Nichts anderes folgt vorliegend daraus, dass der vormalige Verfahrensbevollmächtigte nicht ausdrücklich eine vorläufige Wertfestsetzung, sondern eine "Festsetzung des Verfahrenswertes" erbeten hat. Denn mit dem angefochtenen Beschluss wurde seinem eindeutigen Wortlaut nach der Verfahrenswert lediglich vorläufig festgesetzt.
Der Antragstellerin kann daher auch nicht darin gefolgt werden, dass mit dem angefochtenen Beschluss der Rechtsschein einer endgültigen Wertfestsetzung geschaffen wurde. Eine Festsetzung des Wertes auch von Folgesachen kann dem angefochtenen Beschluss ebenfalls nicht entnommen werden. Schließlich ist auch der Verweis auf Rspr., die Fälle der Wertfestsetzung trotz Erhebung von Festgebühren betrifft, nicht behelflich. Denn zum einen betreffen die von der Antragstellerin angeführten Entscheidungen keine Fälle der vorläufigen Wertfestsetzung und zum anderen werden vorliegend auch keine Festgebühren erhoben.

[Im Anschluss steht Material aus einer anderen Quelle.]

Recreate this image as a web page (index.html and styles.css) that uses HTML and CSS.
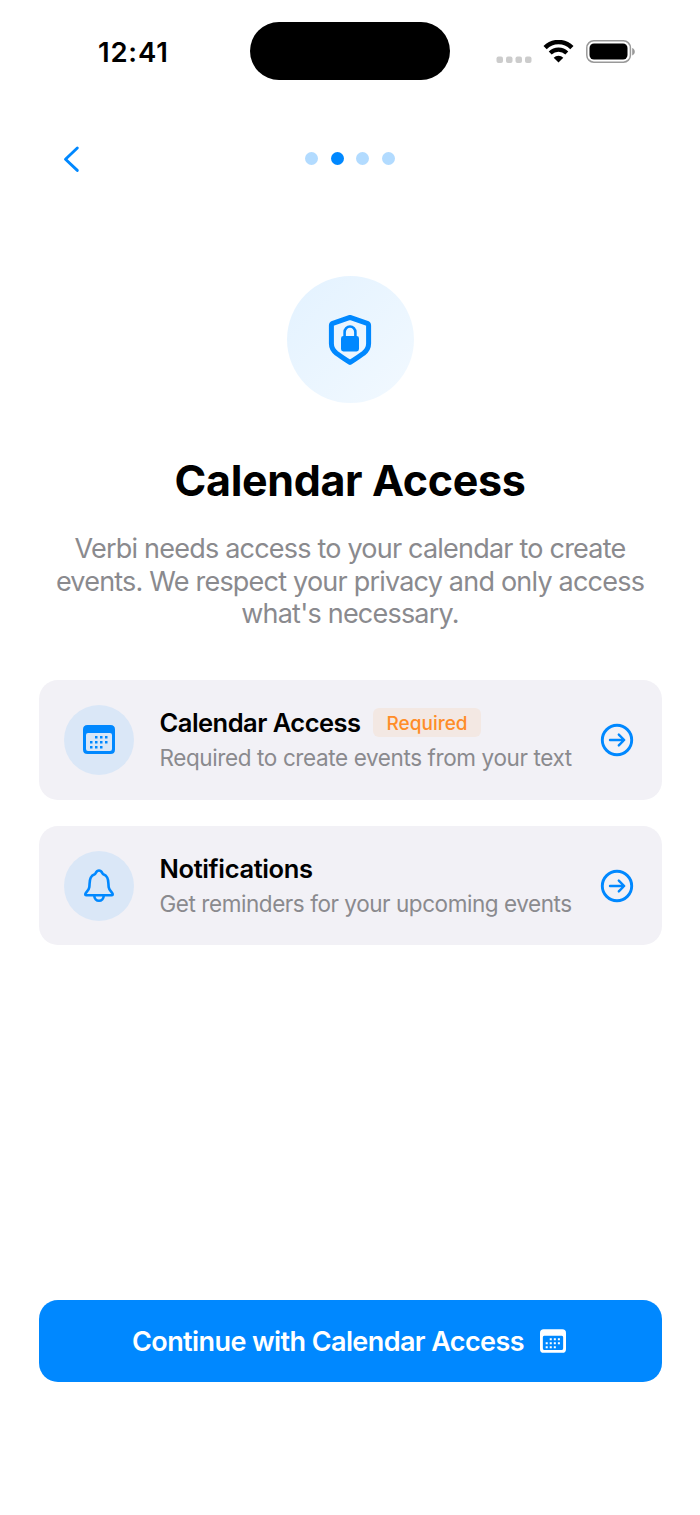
FILE: index.html
```html
<!DOCTYPE html>
<html lang="en">
<head>
    <meta charset="UTF-8">
    <meta name="viewport" content="width=device-width, initial-scale=1.0">
    <title>Calendar Access</title>
    <link rel="stylesheet" href="styles.css">
</head>
<body>
    <div class="status-bar">
        <div class="time">12:41</div>
        <div class="island"></div>
        <div class="status-icons">
            <svg class="cellular" width="36" height="7" viewBox="0 0 36 7" fill="#cccccc">
                <rect x="0.5" y="0.5" width="6.5" height="6.5" rx="2"/>
                <rect x="10" y="0.5" width="6.5" height="6.5" rx="2"/>
                <rect x="19.5" y="0.5" width="6.5" height="6.5" rx="2"/>
                <rect x="29" y="0.5" width="6.5" height="6.5" rx="2"/>
            </svg>
            <svg class="wifi" width="31" height="23" viewBox="0 0 31 23">
                <path d="M2.1 7.6a19 19 0 0 1 26.8 0" fill="none" stroke="#000" stroke-width="4.6"/>
                <path d="M7.2 12.9a12 12 0 0 1 16.6 0" fill="none" stroke="#000" stroke-width="4.2"/>
                <path d="M15.5 22.4 10.7 17.8a6.9 6.9 0 0 1 9.6 0z"/>
            </svg>
            <svg class="battery" width="50" height="23" viewBox="0 0 50 23">
                <rect x="0.8" y="0.8" width="43.6" height="21.4" rx="7" fill="none" stroke="#999" stroke-width="1.5"/>
                <rect x="3.5" y="3.5" width="38" height="16" rx="4.5"/>
                <path d="M46.2 8v7.4c1.6-.6 2.6-2 2.6-3.7s-1-3.1-2.6-3.7z" fill="#999"/>
            </svg>
        </div>
    </div>

    <div class="nav">
        <a class="back">
            <svg width="18" height="28" viewBox="0 0 18 28">
                <path d="M15.3 3 3.5 14.2 15.3 25.4" fill="none" stroke="#0088ff" stroke-width="2.9" stroke-linecap="round" stroke-linejoin="round"/>
            </svg>
        </a>
        <div class="dots">
            <span class="dot"></span>
            <span class="dot active"></span>
            <span class="dot"></span>
            <span class="dot"></span>
        </div>
    </div>

    <div class="intro">
        <div class="hero">
            <svg width="44" height="52" viewBox="0 0 44 52">
                <path d="M22 3.4 39.2 9.4Q40.6 10 40.6 11.6V29.5Q40.6 35.2 35.6 39.2Q31 42.6 22 48.4Q13 42.6 8.4 39.2Q3.4 35.2 3.4 29.5V11.6Q3.4 10 4.8 9.4Z" fill="none" stroke="#0088ff" stroke-width="5" stroke-linejoin="round"/>
                <rect x="13" y="22" width="18" height="15.4" rx="2.4" fill="#0088ff"/>
                <path d="M16.6 23.5V18.2a5.4 5.7 0 0 1 10.8 0v5.3" fill="none" stroke="#0088ff" stroke-width="2.6"/>
            </svg>
        </div>
        <h1>Calendar Access</h1>
        <p class="lead">Verbi needs access to your calendar to create<br>events. We respect your privacy and only access<br>what's necessary.</p>
    </div>

    <div class="cards">
        <div class="card">
            <div class="card-icon">
                <svg width="32" height="29" viewBox="0 0 32 29" fill="#0088ff">
                    <path fill-rule="evenodd" d="M4.5 0h23Q32 0 32 4.5v20Q32 29 27.5 29h-23Q0 29 0 24.5v-20Q0 0 4.5 0zM5 8Q3 8 3 10v14Q3 26 5 26h22Q29 26 29 24V10Q29 8 27 8z"/>
                    <path d="M12 11h2.5v2.5H12zM17 11h2.5v2.5H17zM22 11h2.5v2.5H22zM7 16h2.5v2.5H7zM12 16h2.5v2.5H12zM17 16h2.5v2.5H17zM22 16h2.5v2.5H22zM7 21h2.5v2.5H7zM12 21h2.5v2.5H12zM17 21h2.5v2.5H17z"/>
                </svg>
            </div>
            <div class="card-text">
                <div class="card-title">Calendar Access <span class="badge">Required</span></div>
                <div class="card-sub">Required to create events from your text</div>
            </div>
            <svg class="arrow" width="34" height="34" viewBox="0 0 34 34" fill="none" stroke="#0088ff" stroke-width="2.9">
                <circle cx="17" cy="17" r="14.7"/>
                <path d="M10 17h14M18.8 11.6l5.4 5.4-5.4 5.4" stroke-width="2.4" stroke-linecap="round" stroke-linejoin="round"/>
            </svg>
        </div>
        <div class="card">
            <div class="card-icon bell">
                <svg width="32" height="34" viewBox="0 0 32 34" fill="none" stroke="#0088ff" stroke-width="2.6" stroke-linejoin="round">
                    <path d="M3.4 27.2H28.6Q30.2 27.2 29.5 25.5C28.6 23.7 26.2 22.2 25.7 19.2C25.2 16 25.8 12.5 24.2 9.5Q23 7.2 20.3 6.3C19.3 6 19 2.5 16 2.5S12.7 6 11.7 6.3Q9 7.2 7.8 9.5C6.2 12.5 6.8 16 6.3 19.2C5.8 22.2 3.4 23.7 2.5 25.5Q1.8 27.2 3.4 27.2Z"/>
                    <path d="M11.3 27.7a4.7 5 0 0 0 9.4 0"/>
                </svg>
            </div>
            <div class="card-text">
                <div class="card-title wide">Notifications</div>
                <div class="card-sub tight">Get reminders for your upcoming events</div>
            </div>
            <svg class="arrow" width="34" height="34" viewBox="0 0 34 34" fill="none" stroke="#0088ff" stroke-width="2.9">
                <circle cx="17" cy="17" r="14.7"/>
                <path d="M10 17h14M18.8 11.6l5.4 5.4-5.4 5.4" stroke-width="2.4" stroke-linecap="round" stroke-linejoin="round"/>
            </svg>
        </div>
    </div>

    <a class="continue">
        <span class="continue-label">Continue with Calendar Access</span>
        <svg width="26" height="24" viewBox="0 0 32 29" fill="#fff">
            <path fill-rule="evenodd" d="M4.5 0h23Q32 0 32 4.5v20Q32 29 27.5 29h-23Q0 29 0 24.5v-20Q0 0 4.5 0zM5 8Q3.5 8 3.5 10v13.5Q3.5 25.5 5 25.5h22Q28.5 25.5 28.5 23.5V10Q28.5 8 27 8z"/>
            <path d="M12 11h2.5v2.5H12zM17 11h2.5v2.5H17zM22 11h2.5v2.5H22zM7 16h2.5v2.5H7zM12 16h2.5v2.5H12zM17 16h2.5v2.5H17zM22 16h2.5v2.5H22zM7 21h2.5v2.5H7zM12 21h2.5v2.5H12zM17 21h2.5v2.5H17z"/>
        </svg>
    </a>
</body>
</html>
```
FILE: styles.css
```css
* {
    box-sizing: border-box;
}
body {
    margin: 0;
    height: 1515px;
    background: #fff;
    color: #000;
    font-family: Inter, "Liberation Sans", sans-serif;
    display: flex;
    flex-direction: column;
    white-space: nowrap;
}
svg {
    display: block;
    flex: none;
}
.status-bar {
    height: 102px;
    display: grid;
    grid-template-columns: 250px 200px 250px;
    align-items: center;
}
.time {
    padding: 2px 0 0 98px;
    font-size: 27.5px;
    font-weight: 600;
    line-height: 34px;
    letter-spacing: 0.8px;
}
.island {
    height: 58px;
    border-radius: 29px;
    background: #000;
}
.status-icons {
    display: flex;
    align-items: center;
    padding-left: 46px;
}
.cellular {
    margin-top: 16px;
}
.wifi {
    margin-left: 11px;
}
.battery {
    margin-left: 12px;
}
.nav {
    height: 114px;
    display: grid;
    grid-template-columns: 250px 200px 250px;
    align-items: center;
}
.back {
    padding-left: 62px;
}
.dots {
    display: flex;
    justify-content: center;
    gap: 12.5px;
    padding-bottom: 1px;
}
.dot {
    width: 13px;
    height: 13px;
    border-radius: 50%;
    background: #b2dbff;
}
.dot.active {
    background: #0088ff;
}
.intro {
    display: flex;
    flex-direction: column;
    align-items: center;
    height: 464px;
    padding-top: 60px;
}
.hero {
    width: 127px;
    height: 127px;
    border-radius: 50%;
    background: linear-gradient(135deg, #e3f2ff, #f2f9ff);
    display: flex;
    align-items: center;
    justify-content: center;
}
h1 {
    margin: 50px 0 0;
    font-size: 43px;
    font-weight: 700;
    line-height: 54px;
    letter-spacing: -0.35px;
}
.lead {
    margin: 26px 0 0;
    color: #8a8a8e;
    font-size: 27px;
    line-height: 32.5px;
    letter-spacing: -0.79px;
    text-align: center;
}
.cards {
    display: flex;
    flex-direction: column;
    gap: 26px;
    padding: 0 38.5px;
}
.card {
    height: 119.7px;
    border-radius: 19px;
    background: #f2f1f6;
    display: flex;
    align-items: center;
    padding: 0 27.5px 0 25.5px;
}
.card-icon {
    width: 70px;
    height: 70px;
    border-radius: 50%;
    background: #dae7f7;
    display: flex;
    align-items: center;
    justify-content: center;
}
.bell {
    padding-bottom: 2px;
}
.card-text {
    margin-left: 25.5px;
    flex: 1;
}
.card-title {
    display: flex;
    align-items: center;
    height: 30px;
    font-size: 25.5px;
    font-weight: 600;
    letter-spacing: -0.52px;
}
.wide {
    letter-spacing: -0.36px;
}
.badge {
    margin-left: 12.5px;
    width: 108px;
    height: 29px;
    border-radius: 6px;
    background: #f3e8e3;
    color: #ff8d28;
    font-size: 19px;
    font-weight: 500;
    line-height: 31px;
    letter-spacing: 0;
    text-align: center;
}
.card-sub {
    margin-top: 6px;
    color: #8a8a8e;
    font-size: 22.5px;
    line-height: 28px;
    letter-spacing: -0.39px;
}
.tight {
    letter-spacing: -0.44px;
}
.continue {
    margin: 354.6px 38.5px 0;
    padding-right: 2px;
    height: 82px;
    border-radius: 19px;
    background: #0088ff;
    color: #fff;
    display: flex;
    align-items: center;
    justify-content: center;
    gap: 16px;
    font-size: 27px;
    font-weight: 600;
    letter-spacing: -0.59px;
}
.continue-label {
    padding-top: 1px;
}
```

Eine gesonderte Wertfestsetzung nach § 33 Abs. 1 RVG ist nicht Gegenstand des vorliegenden Beschwerdeverfahrens. Demnach konnte es hier auch dahinstehen, ob in dem bereits gestellten Festsetzungsantrag des vormaligen Verfahrensbevollmächtigten der Antragstellerin ein Antrag nach § 33 Abs. 1 RVG zu erkennen ist.

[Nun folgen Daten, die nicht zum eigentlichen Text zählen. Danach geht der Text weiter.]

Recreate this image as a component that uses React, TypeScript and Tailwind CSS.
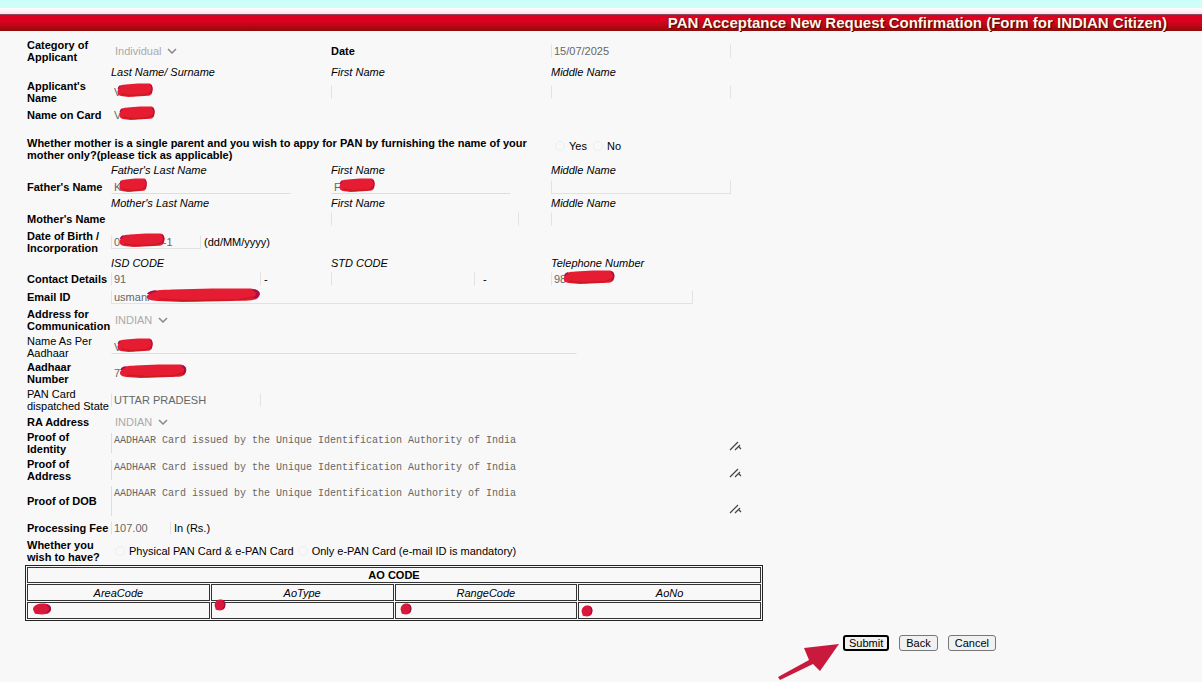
import { type ReactNode } from "react";
import clsx from "clsx";

const PROOF = "AADHAAR Card issued by the Unique Identification Authority of India";

// Hand-drawn marker stroke that hides private values
function Scribble({ className }: { className: string }) {
  return (
    <svg viewBox="0 0 100 30" preserveAspectRatio="none" className={clsx("absolute pointer-events-none", className)} aria-hidden="true">
      <path d="M3 14C7 3 14 4 24 3L58 1L91 1C99 3 101 12 97 22C93 29 84 27 75 28L32 30L11 28C3 27-1 21 3 14Z" fill="#e51c32" />
      <path d="M12 24L42 27L82 25L94 19" fill="none" stroke="#c51c20" strokeWidth="3" />
      <path d="M3 13C5 7 8 7 10 6M93 4C99 8 98 16 94 22" fill="none" stroke="#a80f49" strokeWidth="3" />
    </svg>
  );
}

// Single marker dab used in the narrow AO cells
function Dab({ className }: { className: string }) {
  return (
    <svg viewBox="0 0 20 20" preserveAspectRatio="none" className={clsx("absolute pointer-events-none", className)} aria-hidden="true">
      <path d="M1 11C1 4 6 1 11 1C17 1 19 5 19 10C19 16 16 19 10 19L3 18Z" fill="#d9183c" />
      <path d="M15 3C19 7 19 12 15 16" fill="none" stroke="#8f1442" strokeWidth="2" />
    </svg>
  );
}

function Row({ id, label, plain, height, children }: { id?: string; label: string; plain?: boolean; height: string; children: ReactNode }) {
  return (
    <div className={clsx("grid grid-cols-[86px_220px_220px_1fr] items-center", height)}>
      <label htmlFor={id} className={clsx("pl-0.5", !plain && "font-bold")}>{label}</label>
      {children}
    </div>
  );
}

function Hints({ items, height }: { items: string[]; height: string }) {
  return (
    <div className={clsx("grid grid-cols-[86px_220px_220px_1fr] items-center italic", height)}>
      <span />
      {items.map((item, i) => (
        <span key={i}>{item}</span>
      ))}
    </div>
  );
}

function Field({ id, label, value = "", width, edges = "border-transparent", scribble }: {
  id?: string;
  label: string;
  value?: string;
  width: string;
  edges?: string;
  scribble?: string;
}) {
  return (
    <span className={clsx("relative block", width)}>
      <input
        id={id}
        aria-label={label}
        defaultValue={value}
        className={clsx("block w-full h-3.5 pl-0.5 bg-transparent border text-[11px] leading-3 text-[#666] outline-none", edges)}
      />
      {scribble && <Scribble className={scribble} />}
    </span>
  );
}

function Dropdown({ id, value, width }: { id: string; value: string; width: string }) {
  return (
    <span className={clsx("relative block", width)}>
      <select id={id} className="block w-full h-3.5 pl-1 appearance-none bg-transparent text-[11px] leading-3 text-[#aaa]">
        <option>{value}</option>
      </select>
      <svg viewBox="0 0 10 6" className="absolute right-0 top-1 w-2.5 h-1.5 pointer-events-none" aria-hidden="true">
        <path d="M1 1L5 5L9 1" fill="none" stroke="#888" strokeWidth="1.5" />
      </svg>
    </span>
  );
}

function Proof({ id, height }: { id: string; height: string }) {
  return (
    <span className="relative col-span-3 block w-[631px]">
      <textarea
        id={id}
        defaultValue={PROOF}
        className={clsx("block w-full px-0.5 pt-0.5 resize-none overflow-hidden bg-transparent border-l border-[#ddd] font-['Liberation_Mono',monospace] text-[10px] leading-3 text-[#666] outline-none", height)}
      />
      <svg viewBox="0 0 13 10" className="absolute right-0 bottom-0.5 w-[13px] h-2.5 pointer-events-none" aria-hidden="true">
        <path d="M1 9L9 1M6 9L11 4M10 6L12 8" fill="none" stroke="#444" strokeWidth="1.2" />
      </svg>
    </span>
  );
}

function Radio({ name, text }: { name: string; text: string }) {
  return (
    <label className="flex items-center gap-1">
      <input type="radio" name={name} className="size-2.5 appearance-none rounded-full border border-[#eee]" />
      {text}
    </label>
  );
}

const left = "border-transparent border-l-[#e2e2e2]";
const sides = "border-transparent border-x-[#e2e2e2]";
const bottom = "border-transparent border-b-[#dedede]";
const open = "border-[#e2e2e2] border-t-transparent";

const aoColumns = [
  { name: "AreaCode", dab: "left-1 top-0 w-5 h-3" },
  { name: "AoType", dab: "left-0.5 -top-1 w-3 h-3" },
  { name: "RangeCode", dab: "left-1 top-0 w-3 h-3" },
  { name: "AoNo", dab: "left-0.5 top-0.5 w-3 h-3" },
];

const buttonClass = "h-4 rounded-[3px] bg-[#f1f1f1] text-[11px] leading-3";

export default function App() {
  return (
    <div className="min-h-screen bg-[#f8f8f8] font-['Liberation_Sans',Arial,sans-serif] text-[11px] leading-3 text-black">
      <header>
        <div className="h-2 bg-[#ccfff8]" />
        <div className="h-1.5 bg-linear-to-b from-white to-[#fbe0ef]" />
        <div className="h-[17px] pr-[35px] border-t border-[#8c4a5b] bg-linear-to-b from-[#dc0020] from-40% to-[#900b08] text-right">
          <h1 className="text-[15px] leading-4 font-bold text-[#fff5e4] [text-shadow:1px_1px_0_#5b0808,-1px_0_0_#8b0808]">
            PAN Acceptance New Request Confirmation (Form for INDIAN Citizen)
          </h1>
        </div>
      </header>

      <form className="pt-[7px] pl-[25px]" onSubmit={(e) => e.preventDefault()}>
        <Row id="category" label="Category of Applicant" height="h-[26px]">
          <Dropdown id="category" value="Individual" width="w-[66px]" />
          <label htmlFor="date" className="font-bold">Date</label>
          <Field id="date" label="Date" value="15/07/2025" width="w-[180px]" edges={sides} />
        </Row>
        <Hints items={["Last Name/ Surname", "First Name", "Middle Name"]} height="h-4" />
        <Row id="last" label="Applicant's Name" height="h-6">
          <Field id="last" label="Last Name" value="V" width="w-[180px]" scribble="left-1.5 -top-0.5 w-9 h-3.5" />
          <Field label="First Name" width="w-[188px]" edges={left} />
          <Field label="Middle Name" width="w-[180px]" edges={sides} />
        </Row>
        <Row id="card" label="Name on Card" height="h-[22px]">
          <Field id="card" label="Name on Card" value="V" width="w-[180px]" scribble="left-2 -top-0.5 w-9 h-3.5" />
        </Row>

        <fieldset className="mt-2.5 grid grid-cols-[526px_1fr] h-[26px] items-center">
          <span className="w-[520px] pl-0.5 font-bold">
            Whether mother is a single parent and you wish to appy for PAN by furnishing the name of your mother only?(please tick as applicable)
          </span>
          <span className="flex gap-1.5 pl-1 pt-1 self-start">
            <Radio name="mother" text="Yes" />
            <Radio name="mother" text="No" />
          </span>
        </fieldset>

        <Hints items={["Father's Last Name", "First Name", "Middle Name"]} height="h-4" />
        <Row id="father" label="Father's Name" height="h-[18px]">
          <Field id="father" label="Father's Last Name" value="K" width="w-[180px]" edges={bottom} scribble="left-2 -top-0.5 w-7 h-3.5" />
          <Field label="Father's First Name" value="F" width="w-[180px]" edges={bottom} scribble="left-2 -top-0.5 w-9 h-3.5" />
          <Field label="Father's Middle Name" width="w-[180px]" edges={open} />
        </Row>
        <Hints items={["Mother's Last Name", "First Name", "Middle Name"]} height="h-3.5" />
        <Row id="mother" label="Mother's Name" height="h-[18px]">
          <Field id="mother" label="Mother's Last Name" width="w-[180px]" />
          <Field label="Mother's First Name" width="w-[188px]" edges={sides} />
          <Field label="Mother's Middle Name" width="w-[180px]" edges={left} />
        </Row>
        <Row id="dob" label="Date of Birth / Incorporation" height="h-7">
          <span className="flex items-center gap-[3px]">
            <Field id="dob" label="Date of Birth" value="0--/---/------1" width="w-[90px]" edges={open} scribble="left-2 -top-0.5 w-[46px] h-3.5" />
            (dd/MM/yyyy)
          </span>
        </Row>
        <Hints items={["ISD CODE", "STD CODE", "Telephone Number"]} height="h-3.5" />
        <Row id="isd" label="Contact Details" height="h-[18px]">
          <span className="flex items-center gap-[3px]">
            <Field id="isd" label="ISD Code" value="91" width="w-[150px]" edges={sides} />-
          </span>
          <span className="flex items-center gap-2">
            <Field label="STD Code" width="w-36" edges={sides} />-
          </span>
          <Field label="Telephone Number" value="98" width="w-[150px]" edges={left} scribble="left-3 -top-0.5 w-[52px] h-3.5" />
        </Row>
        <Row id="email" label="Email ID" height="h-[18px]">
          <Field id="email" label="Email ID" value="usmani" width="col-span-3 w-[582px]" edges={open} scribble="left-[34px] -top-0.5 w-[116px] h-3.5" />
        </Row>
        <Row id="communication" label="Address for Communication" height="h-7">
          <Dropdown id="communication" value="INDIAN" width="w-[57px]" />
        </Row>
        <Row id="aadhaar-name" label="Name As Per Aadhaar" plain height="h-[26px]">
          <Field id="aadhaar-name" label="Name As Per Aadhaar" value="V" width="col-span-3 w-[466px]" edges={bottom} scribble="left-1.5 -top-0.5 w-9 h-3.5" />
        </Row>
        <Row id="aadhaar" label="Aadhaar Number" height="h-[26px]">
          <Field id="aadhaar" label="Aadhaar Number" value="7" width="w-[90px]" scribble="left-2 -top-0.5 w-[68px] h-3.5" />
        </Row>
        <Row id="state" label="PAN Card dispatched State" plain height="h-7">
          <Field id="state" label="PAN Card dispatched State" value="UTTAR PRADESH" width="w-[150px]" edges={sides} />
        </Row>
        <Row id="ra" label="RA Address" height="h-4">
          <Dropdown id="ra" value="INDIAN" width="w-[57px]" />
        </Row>
        <Row id="identity" label="Proof of Identity" height="h-[26px]">
          <Proof id="identity" height="h-5" />
        </Row>
        <Row id="address" label="Proof of Address" height="h-7">
          <Proof id="address" height="h-5" />
        </Row>
        <Row id="proof-dob" label="Proof of DOB" height="h-[34px]">
          <Proof id="proof-dob" height="h-[30px]" />
        </Row>
        <Row id="fee" label="Processing Fee" height="h-5">
          <span className="flex items-center gap-[3px]">
            <Field id="fee" label="Processing Fee" value="107.00" width="w-[60px]" edges={sides} />
            In (Rs.)
          </span>
        </Row>
        <fieldset className="grid grid-cols-[86px_1fr] h-[26px] items-center">
          <span className="pl-0.5 font-bold">Whether you wish to have?</span>
          <span className="flex gap-1 pl-1">
            <Radio name="card-type" text="Physical PAN Card & e-PAN Card" />
            <Radio name="card-type" text="Only e-PAN Card (e-mail ID is mandatory)" />
          </span>
        </fieldset>

        <table className="mt-px w-[738px] table-fixed border border-[#222] border-separate border-spacing-px">
          <thead>
            <tr>
              <th colSpan={4} className="h-4 border border-[#333] p-0">AO CODE</th>
            </tr>
            <tr>
              {aoColumns.map((col) => (
                <th key={col.name} className="h-[17px] border border-[#333] p-0 font-normal italic">{col.name}</th>
              ))}
            </tr>
          </thead>
          <tbody>
            <tr>
              {aoColumns.map((col) => (
                <td key={col.name} className="h-[17px] border border-[#333] p-0 relative">
                  <Dab className={col.dab} />
                </td>
              ))}
            </tr>
          </tbody>
        </table>

        <div className="flex items-start pt-3.5 pl-[752px]">
          <svg viewBox="0 0 62 38" className="mt-2 w-[62px] h-[38px]" aria-hidden="true">
            <path d="M1 34L32 17L27 5L62 1L43 28L36 21L3 37Z" fill="#c91a3e" />
          </svg>
          <div className="flex gap-2.5 pl-1">
            <button type="submit" className={clsx(buttonClass, "px-1 border-2 border-black")}>Submit</button>
            <button type="button" className={clsx(buttonClass, "px-1.5 border border-[#777]")}>Back</button>
            <button type="button" className={clsx(buttonClass, "px-1.5 border border-[#777]")}>Cancel</button>
          </div>
        </div>
      </form>
    </div>
  );
}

III. Bedeutung für die Praxis
Die Entscheidung ist insoweit zutreffend, als vorläufige Wertfestsetzungen nach dem eindeutigen Wortlaut des § 59 Abs. 1 S. 1 FamGKG nicht anfechtbar sind. Dies gilt auch dann, wenn eine vorläufige Wertfestsetzung – wie hier – gar nicht hätte ergehen dürfen.
Es hätte dem OLG jedoch gut zu Gesicht gestanden, von der Möglichkeit des § 55 Abs. 3 S. 1 Nr. 2 FamGKG Gebrauch zu machen und die unzutreffende Wertfestsetzung aufzuheben.